▸ **LISTED RECORDS**:
▬▬▬▬▬▬▬▬▬▬

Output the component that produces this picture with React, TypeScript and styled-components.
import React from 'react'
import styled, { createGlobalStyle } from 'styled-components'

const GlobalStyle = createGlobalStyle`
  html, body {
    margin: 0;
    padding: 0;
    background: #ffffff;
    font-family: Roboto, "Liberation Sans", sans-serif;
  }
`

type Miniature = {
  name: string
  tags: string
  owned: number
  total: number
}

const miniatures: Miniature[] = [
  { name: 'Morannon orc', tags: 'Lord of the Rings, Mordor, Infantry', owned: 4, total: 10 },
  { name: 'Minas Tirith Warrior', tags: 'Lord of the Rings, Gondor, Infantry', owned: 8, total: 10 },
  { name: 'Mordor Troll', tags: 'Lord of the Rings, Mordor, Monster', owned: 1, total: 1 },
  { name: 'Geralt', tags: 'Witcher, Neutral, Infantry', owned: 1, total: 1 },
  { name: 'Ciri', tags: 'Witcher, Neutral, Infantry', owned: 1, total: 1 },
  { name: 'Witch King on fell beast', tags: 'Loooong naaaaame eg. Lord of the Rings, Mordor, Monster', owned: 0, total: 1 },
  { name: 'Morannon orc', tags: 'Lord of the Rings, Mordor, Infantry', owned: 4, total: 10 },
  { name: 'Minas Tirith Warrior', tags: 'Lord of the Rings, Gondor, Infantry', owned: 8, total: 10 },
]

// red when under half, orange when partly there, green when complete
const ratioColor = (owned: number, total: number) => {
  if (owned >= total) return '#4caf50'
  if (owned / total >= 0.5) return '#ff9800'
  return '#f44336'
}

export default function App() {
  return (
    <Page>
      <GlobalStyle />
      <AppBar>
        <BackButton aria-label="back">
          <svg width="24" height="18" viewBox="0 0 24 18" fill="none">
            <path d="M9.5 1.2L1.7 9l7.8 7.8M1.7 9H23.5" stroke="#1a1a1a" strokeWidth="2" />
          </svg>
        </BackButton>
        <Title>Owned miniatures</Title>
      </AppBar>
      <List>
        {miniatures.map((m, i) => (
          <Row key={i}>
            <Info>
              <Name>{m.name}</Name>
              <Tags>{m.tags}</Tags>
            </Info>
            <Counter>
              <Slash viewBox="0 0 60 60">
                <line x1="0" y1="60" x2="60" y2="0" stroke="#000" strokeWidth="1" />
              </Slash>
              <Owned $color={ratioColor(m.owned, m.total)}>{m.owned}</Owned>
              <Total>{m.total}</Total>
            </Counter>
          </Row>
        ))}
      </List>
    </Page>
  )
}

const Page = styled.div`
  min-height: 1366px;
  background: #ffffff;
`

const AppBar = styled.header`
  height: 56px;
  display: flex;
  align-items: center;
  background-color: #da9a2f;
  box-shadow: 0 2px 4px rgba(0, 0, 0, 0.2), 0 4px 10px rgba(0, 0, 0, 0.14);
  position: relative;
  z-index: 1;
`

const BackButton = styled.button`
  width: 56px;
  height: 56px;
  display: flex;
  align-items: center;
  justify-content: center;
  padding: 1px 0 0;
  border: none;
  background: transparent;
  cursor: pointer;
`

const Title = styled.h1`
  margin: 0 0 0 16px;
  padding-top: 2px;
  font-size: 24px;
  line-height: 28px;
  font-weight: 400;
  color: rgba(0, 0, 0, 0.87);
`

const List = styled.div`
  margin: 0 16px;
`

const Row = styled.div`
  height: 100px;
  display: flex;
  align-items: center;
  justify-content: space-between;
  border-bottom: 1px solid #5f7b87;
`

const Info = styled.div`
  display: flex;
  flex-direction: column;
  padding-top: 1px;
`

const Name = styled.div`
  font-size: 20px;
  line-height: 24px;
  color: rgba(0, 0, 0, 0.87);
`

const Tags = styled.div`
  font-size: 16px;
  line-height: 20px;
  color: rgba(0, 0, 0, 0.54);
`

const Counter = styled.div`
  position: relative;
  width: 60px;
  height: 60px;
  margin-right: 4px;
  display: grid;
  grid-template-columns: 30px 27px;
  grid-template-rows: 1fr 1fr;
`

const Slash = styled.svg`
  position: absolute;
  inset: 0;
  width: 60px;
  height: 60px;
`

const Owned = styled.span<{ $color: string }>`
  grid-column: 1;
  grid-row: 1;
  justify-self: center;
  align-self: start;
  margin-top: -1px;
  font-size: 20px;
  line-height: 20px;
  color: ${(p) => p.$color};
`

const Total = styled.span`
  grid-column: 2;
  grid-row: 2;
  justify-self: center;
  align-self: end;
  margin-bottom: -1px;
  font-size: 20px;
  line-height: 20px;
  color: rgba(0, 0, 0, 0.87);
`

▬▬▬▬▬▬▬▬▬▬

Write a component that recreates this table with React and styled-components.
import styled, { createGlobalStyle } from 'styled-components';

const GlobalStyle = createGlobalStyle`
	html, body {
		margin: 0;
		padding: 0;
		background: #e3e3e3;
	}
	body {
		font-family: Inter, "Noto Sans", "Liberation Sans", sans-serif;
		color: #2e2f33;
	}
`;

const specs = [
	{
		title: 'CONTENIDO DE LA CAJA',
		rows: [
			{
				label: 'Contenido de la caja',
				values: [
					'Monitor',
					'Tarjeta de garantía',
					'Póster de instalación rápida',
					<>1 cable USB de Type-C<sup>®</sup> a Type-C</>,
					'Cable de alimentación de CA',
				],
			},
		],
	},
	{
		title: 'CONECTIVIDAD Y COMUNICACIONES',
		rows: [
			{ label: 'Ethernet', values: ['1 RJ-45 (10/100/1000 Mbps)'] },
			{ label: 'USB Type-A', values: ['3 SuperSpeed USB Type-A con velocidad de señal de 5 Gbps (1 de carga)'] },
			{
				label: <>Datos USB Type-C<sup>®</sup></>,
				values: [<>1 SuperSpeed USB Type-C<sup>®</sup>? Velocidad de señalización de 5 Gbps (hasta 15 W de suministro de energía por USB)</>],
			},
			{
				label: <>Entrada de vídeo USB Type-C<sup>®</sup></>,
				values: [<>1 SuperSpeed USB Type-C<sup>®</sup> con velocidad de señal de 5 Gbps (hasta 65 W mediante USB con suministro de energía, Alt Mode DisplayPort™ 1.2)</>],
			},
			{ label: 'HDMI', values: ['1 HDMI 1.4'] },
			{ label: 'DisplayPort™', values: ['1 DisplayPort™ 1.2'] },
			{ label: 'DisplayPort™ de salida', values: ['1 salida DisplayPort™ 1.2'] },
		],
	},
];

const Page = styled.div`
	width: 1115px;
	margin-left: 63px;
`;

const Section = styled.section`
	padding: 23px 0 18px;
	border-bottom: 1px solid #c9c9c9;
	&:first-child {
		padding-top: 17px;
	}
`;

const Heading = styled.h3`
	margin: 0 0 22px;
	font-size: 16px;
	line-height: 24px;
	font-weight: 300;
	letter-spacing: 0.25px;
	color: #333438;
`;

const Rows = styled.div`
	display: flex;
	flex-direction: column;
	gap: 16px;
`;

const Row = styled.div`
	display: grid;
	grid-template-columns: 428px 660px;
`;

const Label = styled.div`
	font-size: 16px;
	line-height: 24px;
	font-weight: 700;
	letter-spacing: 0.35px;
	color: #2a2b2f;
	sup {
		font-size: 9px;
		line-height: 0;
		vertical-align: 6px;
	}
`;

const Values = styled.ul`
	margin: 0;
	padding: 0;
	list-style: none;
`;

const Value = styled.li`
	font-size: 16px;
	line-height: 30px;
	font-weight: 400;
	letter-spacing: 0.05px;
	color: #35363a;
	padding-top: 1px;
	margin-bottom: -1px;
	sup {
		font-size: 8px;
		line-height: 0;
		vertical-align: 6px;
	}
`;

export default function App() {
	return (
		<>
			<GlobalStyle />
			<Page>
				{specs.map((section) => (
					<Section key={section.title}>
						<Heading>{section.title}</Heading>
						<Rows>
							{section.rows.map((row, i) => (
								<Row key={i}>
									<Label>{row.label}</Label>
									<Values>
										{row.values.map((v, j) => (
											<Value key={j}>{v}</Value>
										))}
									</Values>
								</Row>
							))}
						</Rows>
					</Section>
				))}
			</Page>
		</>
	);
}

▬▬▬▬▬▬▬▬▬▬

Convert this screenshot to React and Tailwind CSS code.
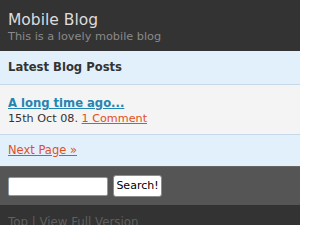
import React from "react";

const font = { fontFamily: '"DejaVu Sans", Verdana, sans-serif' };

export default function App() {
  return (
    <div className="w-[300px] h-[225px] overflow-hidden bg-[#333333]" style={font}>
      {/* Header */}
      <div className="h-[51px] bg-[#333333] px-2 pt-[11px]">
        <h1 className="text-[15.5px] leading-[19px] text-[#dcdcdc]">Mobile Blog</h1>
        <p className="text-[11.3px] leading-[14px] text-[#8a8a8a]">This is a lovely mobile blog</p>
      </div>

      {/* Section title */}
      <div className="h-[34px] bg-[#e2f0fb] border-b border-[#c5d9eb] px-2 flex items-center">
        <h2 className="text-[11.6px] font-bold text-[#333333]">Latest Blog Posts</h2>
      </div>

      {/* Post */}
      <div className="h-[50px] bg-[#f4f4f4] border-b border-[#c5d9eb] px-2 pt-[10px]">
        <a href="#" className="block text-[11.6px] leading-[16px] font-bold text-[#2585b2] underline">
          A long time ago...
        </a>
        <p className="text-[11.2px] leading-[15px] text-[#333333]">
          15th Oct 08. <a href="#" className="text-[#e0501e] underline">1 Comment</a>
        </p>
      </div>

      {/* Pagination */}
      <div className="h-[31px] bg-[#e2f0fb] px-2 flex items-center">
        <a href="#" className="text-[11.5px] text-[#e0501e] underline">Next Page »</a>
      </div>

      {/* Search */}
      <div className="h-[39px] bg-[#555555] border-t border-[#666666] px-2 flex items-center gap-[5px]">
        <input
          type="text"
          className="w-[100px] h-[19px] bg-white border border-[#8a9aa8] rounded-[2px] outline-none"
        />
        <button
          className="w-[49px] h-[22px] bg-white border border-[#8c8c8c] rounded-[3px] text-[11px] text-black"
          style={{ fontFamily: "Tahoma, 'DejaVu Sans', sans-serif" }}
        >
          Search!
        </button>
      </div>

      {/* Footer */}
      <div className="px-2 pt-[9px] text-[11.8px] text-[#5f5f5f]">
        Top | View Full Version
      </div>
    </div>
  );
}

▬▬▬▬▬▬▬▬▬▬

▸ **WRITTEN PROBLEM**: Look through the material above. Copy each line where the word "React" appears.

▸ **RESULT OF THIS TASK**:
Output the component that produces this picture with React, TypeScript and styled-components.
import React from 'react'
Write a component that recreates this table with React and styled-components.
Convert this screenshot to React and Tailwind CSS code.
import React from "react";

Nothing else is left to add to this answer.